Nella trama del libro si alternano le vicende della piccola comunità delle francescane con quelle della grande storia di quei mesi terribili. Ma la Storia la fanno i piccoli, l’ha fatta il calore con cui le suore seppero accogliere, confortare, amare, salvare da sicura morte un gruppo di sconosciuti che avevano bussato alla loro porta. Il loro sacrificio, la loro dedizione, ci restituiscono pagine alta di umanità, di bellezza, di fiducia, di speranza. Gestiscono con grande sapienza e con la mite audacia di chi non esita a mettersi in gioco fino in fondo la surreale situazione di ospitare al secondo piano gli ebrei sfuggiti per miracolo al rastrellamento del Ghetto e al piano terra un’infermeria tedesca: a separarli solo una scala.
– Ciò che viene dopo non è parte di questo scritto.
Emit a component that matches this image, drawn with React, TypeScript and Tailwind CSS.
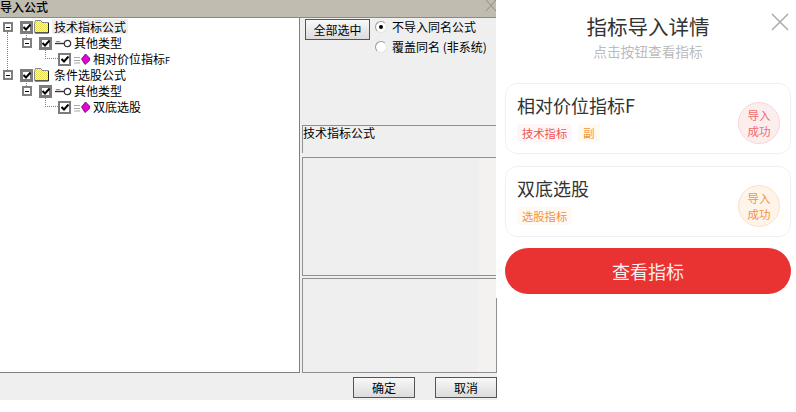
const Expander = () => (
  <div className="flex h-[10px] w-[10px] shrink-0 items-center justify-center border-2 border-[#808080] bg-white">
    <div className="h-px w-1 shrink-0 bg-black" />
  </div>
);

const Check = ({ thin }: { thin?: boolean }) => (
  <div className={`flex h-[13px] w-[13px] shrink-0 items-center justify-center border-[#7c7c7c] bg-white ${thin ? "border-2" : "border-[3px]"}`}>
    <svg width="8" height="7" viewBox="0 0 8 7" className="shrink-0">
      <path d="M0.5 3 L3 5.5 L7.5 0.5" fill="none" stroke="#000" strokeWidth="2" />
    </svg>
  </div>
);

const Folder = () => (
  <svg width="15" height="14" viewBox="0 0 15 14" className="shrink-0">
    <defs>
      <pattern id="dither" width="2" height="2" patternUnits="userSpaceOnUse">
        <rect width="2" height="2" fill="#fdfbb0" />
        <rect width="1" height="1" fill="#e6dc50" />
        <rect x="1" y="1" width="1" height="1" fill="#e6dc50" />
      </pattern>
    </defs>
    <path d="M0.5 3.5 L1.5 0.5 L7 0.5 L8 2.5 L14.5 2.5 L14.5 12.5 L0.5 12.5 Z" fill="url(#dither)" stroke="#8a8a8a" />
    <path d="M14.5 3 L14.5 13 L1 13" fill="none" stroke="#222" />
  </svg>
);

const KeyIcon = () => (
  <svg width="17" height="9" viewBox="0 0 17 9" className="shrink-0">
    <circle cx="12.5" cy="4.5" r="3.2" fill="#fff" stroke="#333" strokeWidth="1.2" />
    <path d="M0 4.5 L9 4.5" stroke="#333" strokeWidth="1.4" fill="none" />
    <path d="M1 2.5 L5 2.5" stroke="#888" />
  </svg>
);

const FormulaIcon = () => (
  <svg width="17" height="12" viewBox="0 0 17 12" className="shrink-0">
    <path d="M0 4.5 H6 M0 7.5 H6 M0 10 H6" stroke="#aaa" />
    <path d="M7.5 6 L11.5 1 L15.5 5 L15.5 7.5 L11 11.5 Z" fill="#e800d8" stroke="#5a005a" strokeWidth="0.8" />
  </svg>
);

const Radio = ({ on }: { on?: boolean }) => (
  <div className="flex h-3 w-3 items-center justify-center rounded-full border border-t-[#999] border-l-[#999] border-r-[#e4e4e4] border-b-[#e4e4e4] bg-white">
    {on && <div className="h-1 w-1 rounded-full bg-black" />}
  </div>
);

const WinButton = ({ label, className }: { label: string; className: string }) => (
  <button className={`h-[21px] border border-[#555] bg-gradient-to-b from-[#f8f8f8] to-[#dcdcdc] text-xs text-black ${className}`}>
    {label}
  </button>
);

const Card = ({
  title,
  tags,
  tone,
}: {
  title: string;
  tags: { label: string; className: string }[];
  tone: string;
}) => (
  <div className="flex h-[71px] w-[286px] items-center justify-between rounded-xl border border-[#f1f1f1] bg-white pl-[11px] pr-[10px]">
    <div>
      <div className="-mt-[2px] text-[18px] leading-[24px] text-[#333]">{title}</div>
      <div className="mt-[7px] flex gap-[6px]">
        {tags.map((t) => (
          <span key={t.label} className={`rounded px-[5px] text-[11.3px] leading-[18px] ${t.className}`}>
            {t.label}
          </span>
        ))}
      </div>
    </div>
    <div className={`mt-[8px] flex h-[42px] w-[42px] items-center justify-center rounded-full border text-center text-[11.5px] leading-[16px] ${tone}`}>
      导入
      <br />
      成功
    </div>
  </div>
);

export default function App() {
  return (
    <div className="relative h-[412px] w-[796px] overflow-hidden bg-white font-['Noto_Sans_CJK_SC','Noto_Sans',sans-serif]">
      {/* old windows dialog */}
      <div className="flex h-[400px] w-[497px] flex-col bg-[#efefef] text-xs text-black">
        <div className="flex h-[18px] shrink-0 items-start justify-between border-b border-[#8a8a80] bg-[#c0bcb0] pr-px">
          <div className="text-xs font-medium leading-[13px]">导入公式</div>
          <svg width="10" height="11" viewBox="0 0 10 11">
            <path d="M0 11 L10 0 M0 0 L10 11" stroke="#8f8c84" />
          </svg>
        </div>

        <div className="flex h-[355px] shrink-0">
          <div className="relative h-full w-[300px] shrink-0 border-r border-b border-[#808080] bg-white pt-px">
            <div className="absolute left-[7px] top-[14px] h-[38px] border-l border-dotted border-[#808080]" />
            <div className="absolute left-[26px] top-[14px] h-[8px] border-l border-dotted border-[#808080]" />
            <div className="absolute left-[45px] top-[31px] h-[10px] w-[13px] border-l border-b border-dotted border-[#808080]" />
            <div className="absolute left-[26px] top-[62px] h-[8px] border-l border-dotted border-[#808080]" />
            <div className="absolute left-[45px] top-[79px] h-[10px] w-[13px] border-l border-b border-dotted border-[#808080]" />

            <div className="flex h-4 items-center pl-[3px]">
              <Expander />
              <div className="ml-[7px]"><Check /></div>
              <div className="ml-[1px]"><Folder /></div>
              <span className="ml-[3px] bg-[#eeeeee] px-[2px] leading-[15px] -translate-y-px">技术指标公式</span>
            </div>
            <div className="flex h-4 items-center pl-[22px]">
              <Expander />
              <div className="ml-[7px]"><Check /></div>
              <div className="ml-[3px]"><KeyIcon /></div>
              <span className="ml-[2px]">其他类型</span>
            </div>
            <div className="flex h-4 items-center pl-[58px]">
              <Check thin />
              <div className="ml-[3px]"><FormulaIcon /></div>
              <span className="ml-[2px]">相对价位指标<span className="text-[9px]">F</span></span>
            </div>
            <div className="flex h-4 items-center pl-[3px]">
              <Expander />
              <div className="ml-[7px]"><Check /></div>
              <div className="ml-[1px]"><Folder /></div>
              <span className="ml-[5px]">条件选股公式</span>
            </div>
            <div className="flex h-4 items-center pl-[22px]">
              <Expander />
              <div className="ml-[7px]"><Check /></div>
              <div className="ml-[3px]"><KeyIcon /></div>
              <span className="ml-[2px]">其他类型</span>
            </div>
            <div className="flex h-4 items-center pl-[58px]">
              <Check thin />
              <div className="ml-[3px]"><FormulaIcon /></div>
              <span className="ml-[2px]">双底选股</span>
            </div>
          </div>

          <div className="flex min-w-0 flex-1 flex-col pl-[2px]">
            <div className="flex h-[107px] shrink-0 items-start pl-[3px] pt-px">
              <WinButton label="全部选中" className="w-[65px]" />
              <div className="ml-[5px] flex flex-col gap-[4px]">
                <div className="flex h-4 items-center gap-[5px]"><Radio on /><span>不导入同名公式</span></div>
                <div className="flex h-4 items-center gap-[5px]"><Radio /><span>覆盖同名 (非系统)</span></div>
              </div>
            </div>
            <div className="h-[28px] shrink-0 border-t border-l border-[#909090] leading-[14px]">技术指标公式</div>
            <div className="mt-[4px] flex h-[119px] shrink-0 border-t border-l border-b border-[#909090]">
              <div className="mt-[3px] ml-[3px] flex-1 bg-[#efefef]" />
              <div className="w-[18px] bg-[#f3f2f0]" />
            </div>
            <div className="mt-[2px] flex flex-1 border border-[#909090]">
              <div className="mt-[3px] ml-[3px] flex-1 bg-[#efefef]" />
              <div className="w-[18px] bg-[#f3f2f0]" />
            </div>
          </div>
        </div>

        <div className="flex flex-1 items-start justify-end gap-5 pt-1">
          <WinButton label="确定" className="w-[62px]" />
          <WinButton label="取消" className="w-[62px]" />
        </div>
      </div>

      {/* detail sheet laid over the dialog */}
      <div className="absolute left-[496px] top-0 flex h-[298px] w-[300px] flex-col items-center bg-white pl-[9px] pr-[5px]">
        <div className="pt-[12px] text-[20.5px] leading-[28px] text-[#333]">指标导入详情</div>
        <div className="mt-px text-[13.7px] leading-[20px] text-[#bbb]">点击按钮查看指标</div>
        <svg width="18" height="18" viewBox="0 0 18 18" className="absolute left-[275px] top-[13px]">
          <path d="M1 1 L17 17 M17 1 L1 17" stroke="#aaa" strokeWidth="1.5" />
        </svg>
        <div className="mt-[22px] flex flex-col gap-3">
          <Card
            title="相对价位指标F"
            tone="border-[#fbd5d5] bg-[#fdeeee] text-[#ee6a6a]"
            tags={[
              { label: "技术指标", className: "bg-[#fef6f6] text-[#ee5555]" },
              { label: "副", className: "bg-[#fff9f4] text-[#f5923c]" },
            ]}
          />
          <Card
            title="双底选股"
            tone="border-[#fde0c6] bg-[#fff4ea] text-[#f5923c]"
            tags={[{ label: "选股指标", className: "bg-[#fff9f4] text-[#f5923c]" }]}
          />
        </div>
        <button className="mt-[11px] h-[46px] w-[286px] shrink-0 rounded-full bg-[#e93232] text-[18px] text-[#fdeeee]">
          查看指标
        </button>
      </div>
    </div>
  );
}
Le rose del giardino che ornano la statua della Vergine, le preghiere delle suore, i canti natalizi che si mescolano con i riti dello Shabbat, le marmellate fatte con le ciliegie dell’orto, la merenda che ridà il sorriso al piccolo Lele, sono finestre aperte sulla speranza, luce che dalle quelle finestre chiuse del secondo piano non poteva penetrare dall’esterno. Non è facile per le sorelle far trovare un piatto in tavola per tutti quando mancano perfino un po’ di pane e farina, ma a volte anche una certa dose di astuzia gli permette di portare avanti la loro opera di carità sebbene accompagnata da sensi di colpa, paure e ansie.
“La volontà di Gesù mi è apparsa chiara. La carità è la nostra missione. L’accoglienza dei perseguitati è, per noi che ci siamo consacrate, l’unica strada da percorrere”- annota nel suo diario madre Ignazia.
Un superficiale pregiudizio sull’autrice mi induceva a pensare che avrei nuovamente letto le solite accuse rivolte alla Chiesa, che avrei incontrato una penna facile a polemiche. Mi sbagliavo. A volte sono proprio le persone che sembrano più lontane a farci riscoprire la Bellezza della Chiesa, a farci riflettere che il silenzio è opera mite ma coraggiosa, che sa tessere reti di salvezza, che esclude il ricorso alla violenza sulla violenza, che può anche sopportare il dolore di essere incompreso sapendo però che è salvezza per molti.